State the number of lines in the material below that have "components" in them, without any other text.
----- Available data -----
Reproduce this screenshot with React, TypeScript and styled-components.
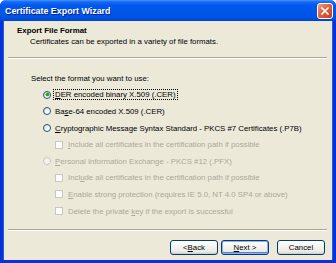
import React from 'react';
import styled, {createGlobalStyle} from 'styled-components'

const GlobalStyle = createGlobalStyle`
    html, body {
        margin: 0;
        padding: 0;
        background: #ffffff;
    }
    body {
        font-family: "Liberation Sans", Arial, sans-serif;
        font-size: 7.8px;
        color: #000000;
    }
    `

const Window = styled.div`
    width: 336px;
    height: 263px;
    display: flex;
    flex-direction: column;
    background: #0831d9;
    border-radius: 6px 6px 0 0;
    overflow: hidden;
    `

const TitleBar = styled.div`
    height: 21px;
    flex-shrink: 0;
    display: flex;
    align-items: center;
    justify-content: space-between;
    padding: 0 3px 0 5px;
    background: linear-gradient(to bottom, #4a98ff 0%, #1a6cf4 8%, #0058ee 25%, #0056ea 60%, #0052e2 85%, #0044c8 100%);
    `

const TitleText = styled.span`
    font-family: "Liberation Sans", Arial, sans-serif;
    font-weight: bold;
    font-size: 8.9px;
    color: #ffffff;
    text-shadow: 1px 1px 0 #0a1e8c;
    `

const CloseButton = styled.div`
    width: 14px;
    height: 14px;
    border: 1px solid #ffffff;
    border-radius: 3px;
    background: linear-gradient(135deg, #f0a088 0%, #e0613d 45%, #c43d1c 100%);
    display: flex;
    align-items: center;
    justify-content: center;
    `

const Client = styled.div`
    flex-grow: 1;
    margin: 0 3px 3px 3px;
    background: #ece9d8;
    display: flex;
    flex-direction: column;
    border-left: 1px solid #1c61e6;
    border-right: 1px solid #1c61e6;
    `

const Header = styled.div`
    height: 36px;
    flex-shrink: 0;
    padding: 5px 0 0 13px;
    box-sizing: border-box;
    line-height: 10.5px;
    `

const HeaderTitle = styled.div`
    font-weight: bold;
    font-size: 7.9px;
    `

const HeaderSub = styled.div`
    padding-left: 13px;
    `

const Separator = styled.div`
    height: 0;
    margin: 0 5px 0 4px;
    border-top: 1px solid #aca899;
    border-bottom: 1px solid #ffffff;
    `

const Body = styled.div`
    flex-grow: 1;
    padding: 11px 0 0 27px;
    display: flex;
    flex-direction: column;
    `

const Row = styled.div<{indent: number; disabled?: boolean}>`
    height: 16.6px;
    display: flex;
    align-items: center;
    gap: 3px;
    padding-left: ${props => props.indent}px;
    color: ${props => props.disabled ? '#aca899' : '#000000'};
    white-space: nowrap;
    `

const Radio = styled.span<{checked?: boolean; disabled?: boolean}>`
    width: 8px;
    height: 8px;
    box-sizing: border-box;
    border-radius: 50%;
    border: 1px solid ${props => props.disabled ? '#cac8bb' : '#1c5180'};
    background: ${props => props.disabled ? '#f4f3ee' : 'linear-gradient(135deg, #dcdcd4 0%, #ffffff 70%)'};
    display: flex;
    align-items: center;
    justify-content: center;
    flex-shrink: 0;
    &::after {
        content: '';
        display: ${props => props.checked ? 'block' : 'none'};
        width: 3px;
        height: 3px;
        border-radius: 50%;
        background: #21a121;
        box-shadow: 0 0 0 0.5px #4cc14c;
    }
    `

const Check = styled.span<{disabled?: boolean}>`
    width: 8px;
    height: 8px;
    box-sizing: border-box;
    border: 1px solid ${props => props.disabled ? '#cac8bb' : '#1c5180'};
    background: #ffffff;
    flex-shrink: 0;
    margin-right: 1px;
    `

const Label = styled.span<{focused?: boolean}>`
    line-height: 9px;
    padding: 0 1px;
    outline: ${props => props.focused ? '1px dotted #000000' : 'none'};
    `

const Footer = styled.div`
    height: 29px;
    flex-shrink: 0;
    display: flex;
    align-items: flex-start;
    justify-content: flex-end;
    padding: 9px 7px 0 0;
    box-sizing: border-box;
    `

const Button = styled.div<{primary?: boolean; spaced?: boolean}>`
    width: 48px;
    height: 15px;
    box-sizing: border-box;
    margin-left: ${props => props.spaced ? '8px' : '3px'};
    border: 1px solid #003c74;
    border-radius: 3px;
    background: linear-gradient(to bottom, #ffffff 0%, #f4f4f0 40%, #ecebe6 80%, #d6d0c5 100%);
    box-shadow: ${props => props.primary ? 'inset 0 0 0 1px #97aef4, inset 0 -1px 0 1px #5a7edc' : 'inset 0 -1px 0 #d6d0c5'};
    display: flex;
    align-items: center;
    justify-content: center;
    `

const U = styled.span`
    text-decoration: underline;
    `

interface OptionProps {
  kind: 'radio' | 'check'
  indent: number
  checked?: boolean
  disabled?: boolean
  focused?: boolean
  children: React.ReactNode
}

const Option = (props: OptionProps) => (
  <Row indent={props.indent} disabled={props.disabled}>
    {props.kind === 'radio'
      ? <Radio checked={props.checked} disabled={props.disabled} />
      : <Check disabled={props.disabled} />}
    <Label focused={props.focused}>{props.children}</Label>
  </Row>
)

const App = () => {
  return (
    <>
      <GlobalStyle />
      <Window>
        <TitleBar>
          <TitleText>Certificate Export Wizard</TitleText>
          <CloseButton>
            <svg width="8" height="8" viewBox="0 0 8 8">
              <path d="M1 1 L7 7 M7 1 L1 7" stroke="#ffffff" strokeWidth="1.6" strokeLinecap="square" />
            </svg>
          </CloseButton>
        </TitleBar>
        <Client>
          <Header>
            <HeaderTitle>Export File Format</HeaderTitle>
            <HeaderSub>Certificates can be exported in a variety of file formats.</HeaderSub>
          </Header>
          <Separator />
          <Body>
            <Row indent={0}>Select the format you want to use:</Row>
            <Option kind="radio" indent={12} checked focused><U>D</U>ER encoded binary X.509 (.CER)</Option>
            <Option kind="radio" indent={12}>Ba<U>s</U>e-64 encoded X.509 (.CER)</Option>
            <Option kind="radio" indent={12}><U>C</U>ryptographic Message Syntax Standard - PKCS #7 Certificates (.P7B)</Option>
            <Option kind="check" indent={24} disabled><U>I</U>nclude all certificates in the certification path if possible</Option>
            <Option kind="radio" indent={12} disabled><U>P</U>ersonal Information Exchange - PKCS #12 (.PFX)</Option>
            <Option kind="check" indent={24} disabled>Incl<U>u</U>de all certificates in the certification path if possible</Option>
            <Option kind="check" indent={24} disabled><U>E</U>nable strong protection (requires IE 5.0, NT 4.0 SP4 or above)</Option>
            <Option kind="check" indent={24} disabled>Delete the private <U>k</U>ey if the export is successful</Option>
          </Body>
          <Separator />
          <Footer>
            <Button>&lt; <U>B</U>ack</Button>
            <Button primary><U>N</U>ext &gt;</Button>
            <Button spaced>Cancel</Button>
          </Footer>
        </Client>
      </Window>
    </>
  )
}

export default App;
-----
Complete output:
2